Seven out of the nine teams drafting above the Redskins have quarterback issues. If Luck declared, it'd be a miracle if he fell from being the first pick overall. It's almost impossible that he'd fall so far that he'd still be around in round ten.
But Mike Shanahan knows what he wants. And if you go back to that "McNabb's getting benched" press conference, it's almost a lock that he wants Luck.
"I need to see if we have the opportunity to take the top quarterback in the draft", he said. Not a quarterback in the draft. The top quarterback in the draft. There is only one top quarterback prospect right now, and that is Andrew Luck.
I may be reading too much into it, but Shanahan is a crafty guy. You have to believe he's going to try everything in his power to get that first pick overall.
His situation isn't entirely grim.
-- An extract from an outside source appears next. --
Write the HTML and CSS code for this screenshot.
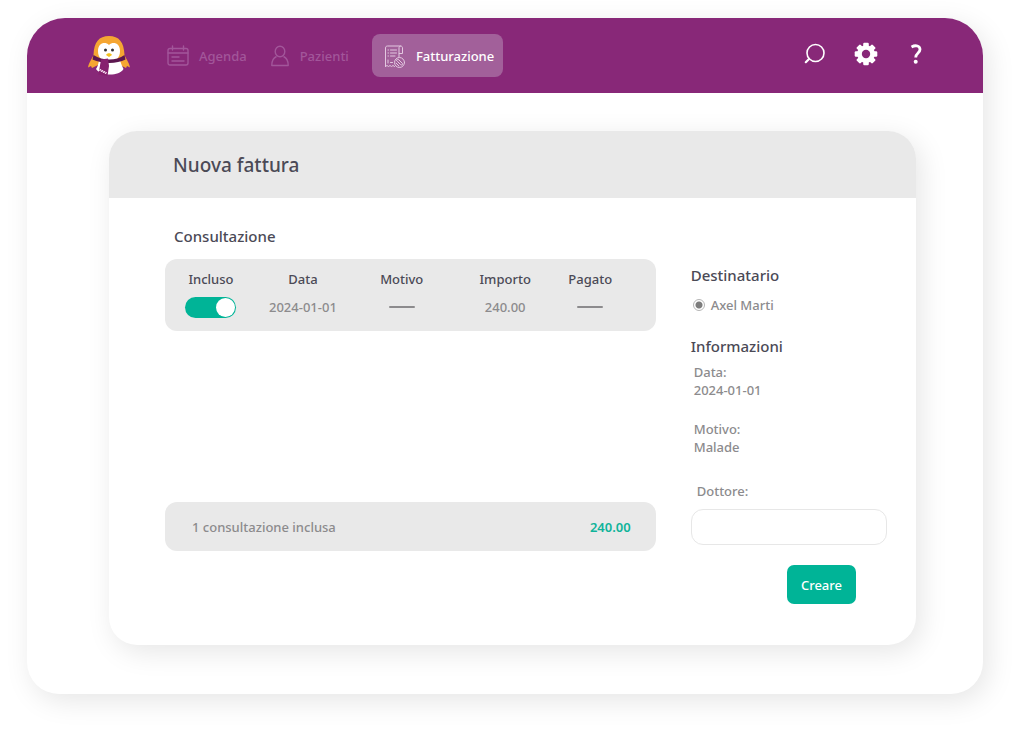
FILE: index.html
```html
<!DOCTYPE html>
<html lang="it">
<head>
<meta charset="utf-8">
<meta name="viewport" content="width=device-width, initial-scale=1">
<title>Nuova fattura</title>
<link rel="stylesheet" href="styles.css">
</head>
<body>
<div class="app">
  <header class="topbar">
    <a class="logo" href="#" aria-label="Home">
      <svg width="44" height="42" viewBox="0 0 44 42">
        <path d="M6.500 20 C7 7 12 1 22 1 C32 1 37 7 37.500 20 C39 24 42 27 43 32.500 L40 31 L39 33 L33 30 H11 L5 33 L4 31 L1 32.500 C2 27 5 24 6.500 20Z" fill="#f5a632"/>
        <path d="M22 10 C18 6 11 8 11 16 C11 23 15 26 22 26 C29 26 33 23 33 16 C33 8 26 6 22 10Z" fill="#fff"/>
        <path d="M12 25 H33 C34 29 35.500 32 36.500 34 C34 38 29 39.500 23 39.500 C17 39.500 12 38 9 34 C10.500 32 11.500 29 12 25Z" fill="#fff"/>
        <path d="M6.500 20 C16 26 29 26 37.500 20 L38.500 24.500 C30 29 15 29 5.500 24.500Z" fill="#5c174f"/>
        <path d="M14 24.500 L21 23.500 L22 31 L20.500 41 L11.500 39.500Z" fill="#86216f"/>
        <path d="M12.500 36 l1-2 1 3 1-2 1 3 1-2 1 3 1-2" stroke="#f3d9ee" stroke-width="1" fill="none"/>
        <circle cx="18.500" cy="15" r="1.500" fill="#333"/>
        <circle cx="25.500" cy="15" r="1.500" fill="#333"/>
        <path d="M19 20 C20 17.500 24 17.500 25 20 L22 22Z" fill="#f4c11c"/>
      </svg>
    </a>
    <nav class="nav">
      <a class="nav-item" href="#">
        <svg width="22" height="22" viewBox="0 0 22 22" fill="none" stroke="currentColor" stroke-width="1.400" stroke-linecap="round">
          <rect x="1" y="3.500" width="20" height="16.500" rx="2"/>
          <path d="M1 8H21M5.500 1V5M16.500 1V5M5 12H12M5 16H17"/>
        </svg>
        <span>Agenda</span>
      </a>
      <a class="nav-item" href="#">
        <svg width="20" height="22" viewBox="0 0 20 22" fill="none" stroke="currentColor" stroke-width="1.400" stroke-linejoin="round">
          <ellipse cx="10" cy="6.500" rx="4.800" ry="5.200"/>
          <path d="M6.500 11.500 C3 13 1.800 16 1.800 20.500 H18.200 C18.200 16 17 13 13.500 11.500"/>
        </svg>
        <span>Pazienti</span>
      </a>
      <a class="nav-item nav-item-active" href="#" aria-current="page">
        <svg width="22" height="24" viewBox="0 0 22 24" fill="none" stroke="currentColor" stroke-width="1" stroke-linecap="round" stroke-linejoin="round">
          <path d="M1.500 22.500V4C1.500 2.500 2.500 2 3.500 2H16.500C18 2 18.500 3 18.500 4V9.500H15V13M16.500 2C15.500 2 15 3 15 4V9.500"/>
          <path d="M1.500 22.500l1.500-1 1.500 1 1.500-1 1.500 1 1.500-1 1.500 1M4 6H4.500M6.500 6H12.500M4 9H4.500M6.500 9H12.500M4 12H4.500M6.500 12H11M4 16v3M6.500 18.500H8.500"/>
          <circle cx="15.500" cy="18.500" r="5"/>
          <path d="M12.500 16.500C12.500 15 14 15 15 16L18.500 19.500C19 21 17.500 21.500 16.500 20.500L13.500 17.500M12 19L15 22"/>
        </svg>
        <span>Fatturazione</span>
      </a>
    </nav>
    <div class="tools">
      <button class="tool" type="button" aria-label="Cerca">
        <svg width="24" height="24" viewBox="0 0 24 24" fill="none" stroke="currentColor" stroke-linecap="round">
          <circle cx="12.500" cy="11" r="8.500" stroke-width="1.600"/>
          <path d="M6 17L2.800 20.200" stroke-width="2.200"/>
        </svg>
      </button>
      <button class="tool" type="button" aria-label="Impostazioni">
        <svg width="24" height="24" viewBox="0 0 24 24">
          <g fill="currentColor">
            <rect x="9.200" y="0.700" width="5.600" height="22.600" rx="1.200"/>
            <rect x="9.200" y="0.700" width="5.600" height="22.600" rx="1.200" transform="rotate(45 12 12)"/>
            <rect x="9.200" y="0.700" width="5.600" height="22.600" rx="1.200" transform="rotate(90 12 12)"/>
            <rect x="9.200" y="0.700" width="5.600" height="22.600" rx="1.200" transform="rotate(135 12 12)"/>
            <circle cx="12" cy="12" r="8.800"/>
          </g>
          <circle cx="12" cy="12" r="4.200" fill="#882878"/>
        </svg>
      </button>
      <button class="tool" type="button" aria-label="Aiuto">
        <svg width="24" height="24" viewBox="0 0 24 24" fill="none" stroke="currentColor" stroke-width="2.800">
          <path d="M6.500 5C11 2.500 15 4 15 7.500C15 11 10.700 11 10.700 15.500"/>
          <circle cx="10.700" cy="19.800" r="2" fill="currentColor" stroke="none"/>
        </svg>
      </button>
    </div>
  </header>

  <main class="content">
    <section class="card">
      <header class="card-head"><h1>Nuova fattura</h1></header>
      <form class="card-body">
        <div class="consults">
          <h2 class="consults-title">Consultazione</h2>
          <div class="panel">
            <table class="table">
              <thead>
                <tr><th class="col-included">Incluso</th><th class="col-date">Data</th><th class="col-reason">Motivo</th><th class="col-amount">Importo</th><th class="col-paid">Pagato</th></tr>
              </thead>
              <tbody>
                <tr>
                  <td><input class="switch" type="checkbox" role="switch" aria-label="Incluso" checked></td>
                  <td>2024-01-01</td>
                  <td><span class="dash"></span></td>
                  <td>240.00</td>
                  <td><span class="dash"></span></td>
                </tr>
              </tbody>
            </table>
          </div>
          <div class="panel summary">
            <span>1 consultazione inclusa</span>
            <strong>240.00</strong>
          </div>
        </div>

        <div class="details">
          <h2>Destinatario</h2>
          <label class="recipient"><input class="radio" type="radio" name="recipient" checked>Axel Marti</label>
          <h2>Informazioni</h2>
          <dl class="info">
            <div><dt>Data:</dt><dd>2024-01-01</dd></div>
            <div><dt>Motivo:</dt><dd>Malade</dd></div>
          </dl>
          <label class="field-label" for="doctor">Dottore:</label>
          <input class="field" id="doctor" type="text">
          <button class="submit" type="button">Creare</button>
        </div>
      </form>
    </section>
  </main>
</div>
</body>
</html>
```
FILE: styles.css
```css
* {
  box-sizing: border-box;
}

body {
  min-height: 100vh;
  margin: 0;
  padding: 18px 41px 44px 27px;
  display: flex;
  background: #fff;
  color: #8c8b8d;
  font: 500 13px/18px "Noto Sans", "Open Sans", sans-serif;
}

h1,
h2,
dl,
dd {
  margin: 0;
}

h1,
h2 {
  color: #4b4a56;
  font-weight: 500;
}

h1 {
  font-size: 19px;
  line-height: 28px;
}

h2 {
  font-size: 15px;
  line-height: 20px;
}

button,
input {
  font: inherit;
}

.app {
  flex: 1;
  display: flex;
  flex-direction: column;
  border-radius: 38px 38px 32px 32px;
  background: #fff;
  box-shadow: 5px 7px 28px rgba(0, 0, 0, 0.1);
}

.topbar {
  display: flex;
  align-items: center;
  height: 75px;
  padding: 0 54px 0 60px;
  border-radius: 38px 38px 0 0;
  background: #882878;
}

.logo {
  display: flex;
}

.nav {
  flex: 1;
  display: flex;
  align-items: center;
  gap: 23px;
  margin-left: 36px;
}

.nav-item {
  display: flex;
  align-items: center;
  gap: 10px;
  color: #a2569a;
  text-decoration: none;
}

.nav-item-active {
  height: 43px;
  padding: 0 9px 0 12px;
  border-radius: 8px;
  background: #a2609a;
  color: #fff;
}

.nav-item-active svg {
  color: #e3c8e0;
}

.tools {
  display: flex;
  gap: 27px;
  padding-bottom: 3px;
}

.tool {
  display: flex;
  padding: 0;
  border: 0;
  background: none;
  color: #fff;
}

.content {
  flex: 1;
  display: flex;
  padding: 38px 67px 49px 82px;
}

.card {
  flex: 1;
  display: flex;
  flex-direction: column;
  border-radius: 28px;
  background: #fff;
  box-shadow: 5px 7px 28px rgba(0, 0, 0, 0.1);
}

.card-head {
  padding: 20px 64px 19px;
  border-radius: 28px 28px 0 0;
  background: #e9e9e9;
}

.card-body {
  flex: 1;
  display: grid;
  grid-template-columns: 5fr 2fr;
  gap: 35px;
  padding: 28px 29px 40px 56px;
}

.consults {
  display: flex;
  flex-direction: column;
}

.consults-title {
  margin: 0 0 13px 9px;
}

.panel {
  border-radius: 12px;
  background: #e9e9e9;
}

.table {
  width: 100%;
  padding: 10px 31px 10px 0;
  border-spacing: 0;
  table-layout: fixed;
  text-align: center;
}

.table th {
  height: 20px;
  padding: 0;
  color: #4b4a56;
  font-weight: 500;
}

.table td {
  height: 32px;
  padding: 4px 0 0;
  vertical-align: middle;
}

.col-included,
.col-date {
  width: 20%;
}

.col-reason {
  width: 23%;
}

.col-amount {
  width: 22%;
}

.col-paid {
  width: 15%;
}

.switch {
  display: flex;
  justify-content: flex-start;
  width: 51px;
  height: 21px;
  margin: 0 auto;
  padding: 1px;
  border-radius: 11px;
  background: #bbb;
  appearance: none;
}

.switch::before {
  content: "";
  width: 19px;
  height: 19px;
  border-radius: 50%;
  background: #fff;
}

.switch:checked {
  justify-content: flex-end;
  background: #00b497;
}

.dash {
  display: block;
  width: 26px;
  height: 2px;
  margin: 0 auto;
  border-radius: 1px;
  background: #8c8b8d;
}

.summary {
  display: flex;
  align-items: center;
  justify-content: space-between;
  height: 49px;
  margin-top: auto;
  margin-bottom: 54px;
  padding: 0 25px 0 27px;
}

.summary strong {
  color: #10b49a;
  font-weight: 600;
}

.details {
  display: flex;
  flex-direction: column;
  padding-top: 39px;
}

.recipient {
  display: flex;
  align-items: center;
  gap: 6px;
  margin: 11px 0 22px 2px;
}

.radio {
  width: 12px;
  height: 12px;
  margin: 0;
  border: 1px solid #b5b5b5;
  border-radius: 50%;
  appearance: none;
}

.radio:checked {
  background: radial-gradient(circle, #7d7d7d 3px, #fff 4px);
}

.info {
  display: grid;
  gap: 21px;
  margin: 7px 0 26px 3px;
}

.field-label {
  margin: 0 0 9px 6px;
}

.field {
  width: 100%;
  height: 36px;
  padding: 0 12px;
  border: 1px solid #e7e7e7;
  border-radius: 12px;
  background: #fff;
}

.submit {
  align-self: flex-end;
  height: 39px;
  margin: 20px 31px 0 0;
  padding: 0 14px;
  border: 0;
  border-radius: 7px;
  background: #00b497;
  color: #fff;
}
```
He does have a pair of players that could get him his third and fourth round picks in Donovan McNabb and Albert Haynesworth. If, for some reason reason, the Carolina Panthers decided to trade out of the first pick overall, the Redskins would be the first team trying to claw that pick away from them.
Hearing Shanahan talk about Bradford sounds like hearing him talk about "the one that got away". Bradford is the kind of quarterback you build a team around, and had Bradford been drafted by the 'Skins, a 6-10 season record would be an improvement and a miracle by some standards.
Now, clearly, Shanahan is going down that route again. Trying to find the kind of quarterback you build a team and a franchise around, over trying to find a quarterback that you can win now with.
Bradford almost led his team to a playoff spot in his first season in the NFL. That has to sting the coach a little bit.
Trust me when I say this--if Shanahan has even the slimmest of slim chance to take Andrew Luck, he'll take it. There is no question. Shanahan will not be denied his franchise quarterback again.
Right now, Sam Bradford is sporting the navy blue and gold.
Next season, don't be surprised if you see Andrew Luck in the Burgundy and Gold.
Note: Please keep in mind this is all just wild speculation, and I could completely be reading too much into Mike Shanahan's comments.